At the same time, he rejected the administration's claim that it was not the business of the court.

"The court," Greene said, "is not prepared to read out of the Constitution the clause granting to the Congress, and to it alone, the authority `to declare war."'

The Constitution reserves to Congress the power to declare war, and purists or strict constructions say that means anything short of a declaration of war is insufficient to send troops into combat.

But presidents have done so, repeatedly. President Franklin D. Roosevelt, on Dec. 7, 1941, was the last president to get a declaration of war.

Since then, the debate has been vociferous only once.

The gradual escalation of U.S. fighting in Vietnam and the death of thousands of Americans almost tore the country apart. Some opponents of the war argued that Congress had not declared war and the troops should be withdrawn.

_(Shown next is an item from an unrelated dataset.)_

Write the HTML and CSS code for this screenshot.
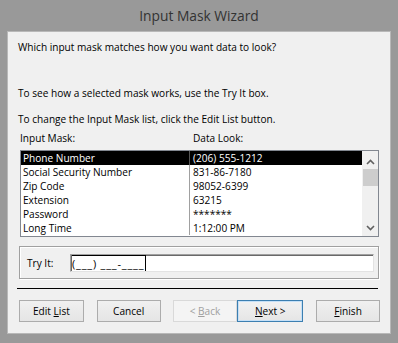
FILE: index.html
```html
<!DOCTYPE html>
<html lang="en">
<head>
    <meta charset="UTF-8">
    <meta name="viewport" content="width=device-width, initial-scale=1.0">
    <title>Input Mask Wizard</title>
    <link rel="stylesheet" href="styles.css">
</head>
<body>
    <div class="window">
        <div class="titlebar">Input Mask Wizard</div>

        <div class="panel">
            <p class="intro">Which input mask matches how you want data to look?</p>
            <p class="hint first">To see how a selected mask works, use the Try It box.</p>
            <p class="hint">To change the Input Mask list, click the Edit List button.</p>

            <div class="col-labels">
                <span class="col-mask">Input Mask:</span>
                <span class="col-look">Data Look:</span>
            </div>

            <!-- Lista de mascaras -->
            <div class="listbox">
                <div class="rows">
                    <div class="row selected"><span class="c1">Phone Number</span><span class="c2">(206) 555-1212</span></div>
                    <div class="row"><span class="c1">Social Security Number</span><span class="c2">831-86-7180</span></div>
                    <div class="row"><span class="c1">Zip Code</span><span class="c2">98052-6399</span></div>
                    <div class="row"><span class="c1">Extension</span><span class="c2">63215</span></div>
                    <div class="row"><span class="c1">Password</span><span class="c2">*******</span></div>
                    <div class="row"><span class="c1">Long Time</span><span class="c2">1:12:00 PM</span></div>
                </div>
                <div class="scrollbar">
                    <svg class="arrow" width="9" height="6" viewBox="0 0 9 6"><path d="M1 5 L4.5 1.5 L8 5" fill="none" stroke="#606060" stroke-width="1.6"/></svg>
                    <div class="thumb"></div>
                    <svg class="arrow down" width="9" height="6" viewBox="0 0 9 6"><path d="M1 1 L4.5 4.5 L8 1" fill="none" stroke="#606060" stroke-width="1.6"/></svg>
                </div>
            </div>

            <!-- Try It -->
            <div class="tryit">
                <label for="tryInput">Try It:</label>
                <div class="tryinput" id="tryInput"><span class="mask">(___) ___-____</span></div>
            </div>

            <div class="separator"></div>

            <div class="buttons">
                <button class="btn edit">Edit <u>L</u>ist</button>
                <button class="btn cancel">Cancel</button>
                <button class="btn back" disabled>&lt; <u>B</u>ack</button>
                <button class="btn next"><u>N</u>ext &gt;</button>
                <button class="btn finish"><u>F</u>inish</button>
            </div>
        </div>
    </div>
</body>
</html>
```

FILE: styles.css
```css
body {
    margin: 0;
    background: #999999;
    font-family: "Open Sans", "Noto Sans", sans-serif;
    font-size: 10.1px;
    color: #000;
}
.window {
    width: 398px;
    height: 343px;
}
.titlebar {
    height: 31px;
    line-height: 32px;
    text-align: center;
    font-size: 13.8px;
    color: #333;
}
.panel {
    margin: 0 7px;
    background: #f0f0f0;
    border: 1px solid #b8b8b8;
    padding: 8px 10px 0 10px;
    box-sizing: border-box;
    height: 303px;
}
p {
    margin: 0;
    line-height: 15px;
}
.hint.first {
    margin-top: 31px;
}
.hint {
    margin-top: 11px;
}
.col-labels {
    display: flex;
    margin-top: 4px;
    line-height: 15px;
    padding-left: 2px;
}
.col-mask {
    width: 173px;
}
.listbox {
    display: flex;
    margin-top: 4px;
    margin-left: 2px;
    width: 359px;
    height: 87px;
    border: 1px solid #828790;
    box-sizing: border-box;
    background: #fff;
}
.rows {
    flex: 1;
}
.row {
    display: flex;
    height: 14px;
    line-height: 14px;
    overflow: hidden;
}
.c1 {
    width: 166px;
    padding-left: 2px;
    border-right: 1px solid #a0a0a0;
    white-space: nowrap;
}
.c2 {
    padding-left: 3px;
}
.row.selected {
    background: #000;
    color: #fff;
}
.row.selected .c1 {
    border-right-color: #555;
}
.scrollbar {
    width: 16px;
    background: #f0f0f0;
    display: flex;
    flex-direction: column;
    align-items: center;
}
.arrow {
    margin-top: 8px;
}
.arrow.down {
    margin-top: auto;
    margin-bottom: 5px;
}
.thumb {
    width: 15px;
    height: 17px;
    margin-top: 4px;
    background: #cdcdcd;
}
.tryit {
    display: flex;
    align-items: center;
    margin-top: 9px;
    margin-left: 1px;
    width: 360px;
    height: 33px;
    box-sizing: border-box;
    border: 1px solid #a0a0a0;
    box-shadow: inset 1px 1px 0 #fff, 1px 1px 0 #fff;
    padding-left: 7px;
}
.tryit label {
    width: 43px;
}
.tryinput {
    width: 304px;
    height: 18px;
    box-sizing: border-box;
    background: #fff;
    border-top: 1px solid #a0a0a0;
    border-left: 1px solid #a0a0a0;
    border-right: 1px solid #e3e3e3;
    border-bottom: 1px solid #e3e3e3;
    box-shadow: inset 1px 1px 0 #696969;
    padding-left: 1px;
    line-height: 16px;
}
.mask {
    display: inline-block;
    border-top: 1px solid #000;
    border-right: 1px solid #000;
    line-height: 15px;
    padding-right: 1px;
    font-size: 11px;
    letter-spacing: 0.8px;
}
.separator {
    margin-top: 9px;
    margin-left: -1px;
    width: 361px;
    height: 1px;
    background: #000;
}
.buttons {
    display: flex;
    margin-top: 11px;
    margin-left: 1px;
}
.btn {
    height: 22px;
    width: 65px;
    padding: 0;
    font-family: inherit;
    font-size: 10.1px;
    color: #000;
    background: linear-gradient(#f0f0f0, #e5e5e5);
    border: 1px solid #acacac;
    border-radius: 0;
}
.cancel {
    margin-left: 13px;
    width: 64px;
}
.back {
    margin-left: 12px;
    color: #a0a0a0;
    border-color: #d9d9d9;
    background: #f4f4f4;
}
.next {
    width: 66px;
    border-color: #3c7fb1;
    box-shadow: inset 0 0 0 1px #c5e0f7;
    background: linear-gradient(#f2f2f2, #e5e5e5);
}
.finish {
    margin-left: 13px;
    width: 64px;
}
```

Early on, before opposition grew, President Johnson used as a legal basis for making war the Gulf of Tonkin resolution of 1964. It stemmed from an incident at sea and gave the White House authority to use force to protect U.S. military personnel.

As the war raged on, however, anti-war forces pressed the Supreme Court to rule the war unconstitutional.

All petitions for a hearing on the question were rejected. Only three justices, at most, voted in any one case to take up the war — one short of the number required for a hearing.

After tens of thousands of Americans died in combat, Congress responded to public sentiment for curbing presidential power by passing the War Powers Act in 1973.

The law, which President Nixon tried to kill with a veto, lets presidents send troops into conflicts for up to 60 days but requires congressional approval beyond that.

On that basis, Congress tried in 1983 to force President Reagan to withdraw Marines from Lebanon. Congress relented, however, and extended the deadline for 18 months.

By then the Marines had been withdrawn after suffering 241 dead when a truck bomb blew apart a barracks.